Originally posted by @Marcus Johnson:
I think it's human nature to want to veer away from Dave Ranseys plan because it requires sacrifice and is hard. I mean, if you actually have to save up for something to eliminate risk, it's hard because most of us are impatient an want it now. So that is why most people would rather go with Kryisoki's methods.
OK, I feel a little dopey glomming on to a thread that's 3 months old, but it is such a good thread!
The biggest obstacle to using the DR plan is not the impatience part, it is the mortality part. If you figure the average person has 40 good working years, it doesn't take a rocket scientist to figure out that the "risk-free" method of saving all your money and buying cash will be a dubious way of getting you to the finish line with any kind of reasonable passive income, which is what everyone's ultimate goal is since there will come a day when you will not want, or be able to, work.

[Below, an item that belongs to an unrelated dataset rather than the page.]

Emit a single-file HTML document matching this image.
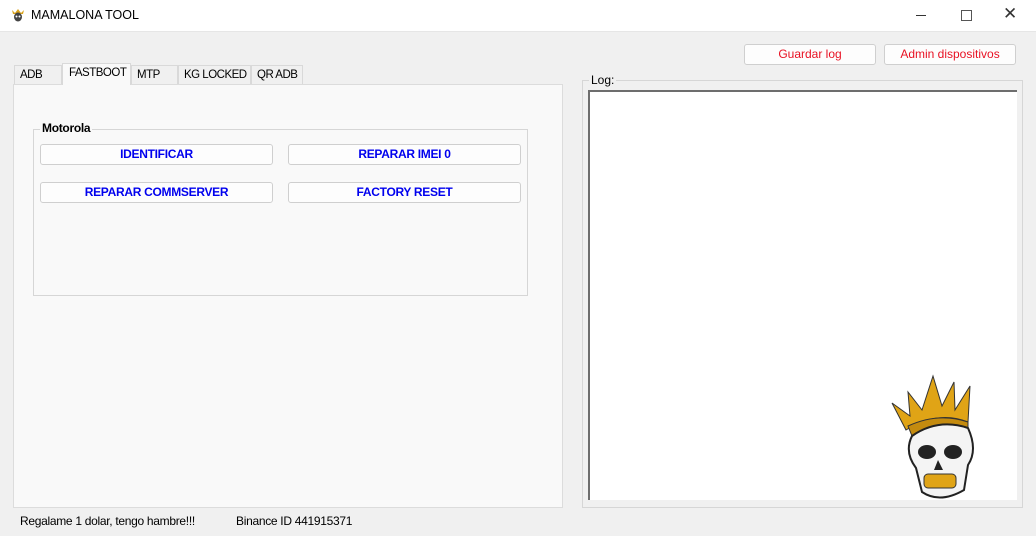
<!DOCTYPE html>
<html><head><meta charset="utf-8"><style>
body{margin:0;width:1036px;height:536px;overflow:hidden;font-family:"Liberation Sans",sans-serif;font-size:12px;background:#f0f0f0;position:relative}
.a{position:absolute;white-space:nowrap}
.btn{position:absolute;background:#fdfdfd;border:1px solid #cfcfcf;border-radius:3px;box-sizing:border-box;text-align:center;font-weight:bold;color:#0000ee;font-size:12px;line-height:19px;letter-spacing:-0.3px;white-space:nowrap}
.tab{position:absolute;top:65px;height:19px;border:1px solid #d9d9d9;border-bottom:none;background:#f0f0f0;line-height:19px;font-size:11.5px;padding:0 0 0 5px;box-sizing:border-box;white-space:nowrap;overflow:hidden;letter-spacing:-0.5px}
</style></head><body>
<div class="a" style="left:0;top:0;width:1036px;height:31px;background:#fff"></div>
<svg class="a" style="left:10px;top:7px" width="16" height="16"><path d="M2 3 L5 6 L8 2 L11 6 L14 3 L13 7 H3Z" fill="#d9a21b"/><ellipse cx="8" cy="10" rx="4" ry="4.5" fill="#444"/><circle cx="6.5" cy="9.5" r="1" fill="#fff"/><circle cx="9.5" cy="9.5" r="1" fill="#fff"/></svg>
<div class="a" style="left:31px;top:8px;font-size:12.5px">MAMALONA TOOL</div>
<div class="a" style="left:916px;top:15px;width:10px;height:1px;background:#333"></div>
<div class="a" style="left:961px;top:10px;width:9px;height:9px;border:1px solid #555"></div>
<div class="a" style="left:1003px;top:4px;font-size:17px;color:#333">✕</div>
<div class="a" style="left:0;top:31px;width:1036px;height:1px;background:#e6e6e6"></div>

<div class="tab" style="left:14px;width:48px">ADB</div>
<div class="tab" style="left:62px;top:63px;height:22px;width:69px;background:#f9f9f9;z-index:2;padding-left:6px">FASTBOOT</div>
<div class="tab" style="left:131px;width:47px">MTP</div>
<div class="tab" style="left:178px;width:73px">KG LOCKED</div>
<div class="tab" style="left:251px;width:52px">QR ADB</div>
<div class="a" style="left:13px;top:84px;width:550px;height:424px;background:#f9f9f9;border:1px solid #dcdcdc;box-sizing:border-box"></div>
<div class="a" style="left:33px;top:129px;width:495px;height:167px;border:1px solid #d6d6d6;box-sizing:border-box"></div>
<div class="a" style="left:40px;top:121px;background:#f9f9f9;font-weight:bold;padding:0 2px;font-size:12px;letter-spacing:-0.3px">Motorola</div>
<div class="btn" style="left:40px;top:144px;width:233px;height:21px">IDENTIFICAR</div>
<div class="btn" style="left:288px;top:144px;width:233px;height:21px">REPARAR IMEI 0</div>
<div class="btn" style="left:40px;top:182px;width:233px;height:21px">REPARAR COMMSERVER</div>
<div class="btn" style="left:288px;top:182px;width:233px;height:21px">FACTORY RESET</div>

<div class="a" style="left:20px;top:514px;letter-spacing:-0.3px">Regalame 1 dolar, tengo hambre!!!</div>
<div class="a" style="left:236px;top:514px;letter-spacing:-0.3px">Binance ID 441915371</div>

<div class="btn" style="left:744px;top:44px;width:132px;height:21px;color:#e81123;font-weight:normal;letter-spacing:0">Guardar log</div>
<div class="btn" style="left:884px;top:44px;width:132px;height:21px;color:#e81123;font-weight:normal;letter-spacing:0">Admin dispositivos</div>
<div class="a" style="left:582px;top:80px;width:441px;height:428px;border:1px solid #d6d6d6;box-sizing:border-box"></div>
<div class="a" style="left:589px;top:73px;background:#f0f0f0;padding:0 2px">Log:</div>
<div class="a" style="left:588px;top:90px;width:429px;height:410px;background:#fff;border-top:2px solid #6d6d6d;border-left:2px solid #6d6d6d;box-sizing:border-box"></div>
<svg class="a" style="left:888px;top:370px" width="96" height="132">
<path d="M4 33 L22 46 L20 22 L34 40 L45 6 L54 36 L66 12 L67 40 L82 16 L80 52 Q50 40 18 60Z" fill="#e0a416" stroke="#333" stroke-width="1"/>
<path d="M20 56 Q50 42 80 52 L80 60 Q50 50 24 66Z" fill="#c48b0f" stroke="#333"/>
<path d="M24 66 Q50 48 80 58 Q90 80 80 95 L76 120 Q52 134 34 122 L28 98 Q16 82 24 66Z" fill="#f4f4f4" stroke="#222" stroke-width="2"/>
<ellipse cx="39" cy="82" rx="9" ry="7" fill="#222"/><ellipse cx="65" cy="82" rx="9" ry="7" fill="#222"/>
<path d="M50 90 L46 100 H55Z" fill="#222"/>
<rect x="36" y="104" width="32" height="14" rx="4" fill="#e0a416" stroke="#333"/>
</svg>
</body></html>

What leverage does is create a type of "compounding interest" scenario. All investment gurus, that I know of anyway, recommend using the power of compounding interest to make your investment nest-egg grow. Buying 4 good houses with $100k, 25% down, each cash flowing $500 after PITI, is going to get you to that line faster than buying 1 $100k house cash (let's assume all houses gross 1%). If everyone started at age 20, yes it might be possible to work and save your way into a reasonably comfortable retirement, but the reality is that most people have got to figure out some way of making any money they've accumulated through their labor or good fortune make more money. Even Ramsey didn't "save" his way into comfort - he sold products and services. If he was talking for free all these years, he'd have very little in the way of wealth.
Furthermore, finances is also about risk management. One might argue that having 1 paid-for house is safer than 4 mortgaged houses, but that's not really true either. In the 1 house scenario, if the house goes vacant, you now have $0 income. There are certain costs you cannot escape - property taxes, for example, and insurance unless you're crazy - so you will now have $0 income stream to pay for these things. On my previous example, you had $2000 coming in on 4 houses, clear, and $1000 coming in on 1 house, clear. If one of those 4 houses goes vacant, you still have $1500 coming in - no money out of pocket. If 2 houses go vacant, you still have $1000 coming in - no money out of pocket. So you have to be in calamity situation, where everything goes vacant at once, and stays that way, to be on the wrong side of the 1-house guy. And, since all that time you had double the income coming in, you should have been bankrolling a lot of that income so that you have a hefty security net that gets you through that scenario.
Investing in real estate, whether flipping, renting, speculating on appreciation, etc. is all just a business venture. Someone else said it in here somewhere, and it was a great example, that total risk aversion means near-total rejection of opportunity.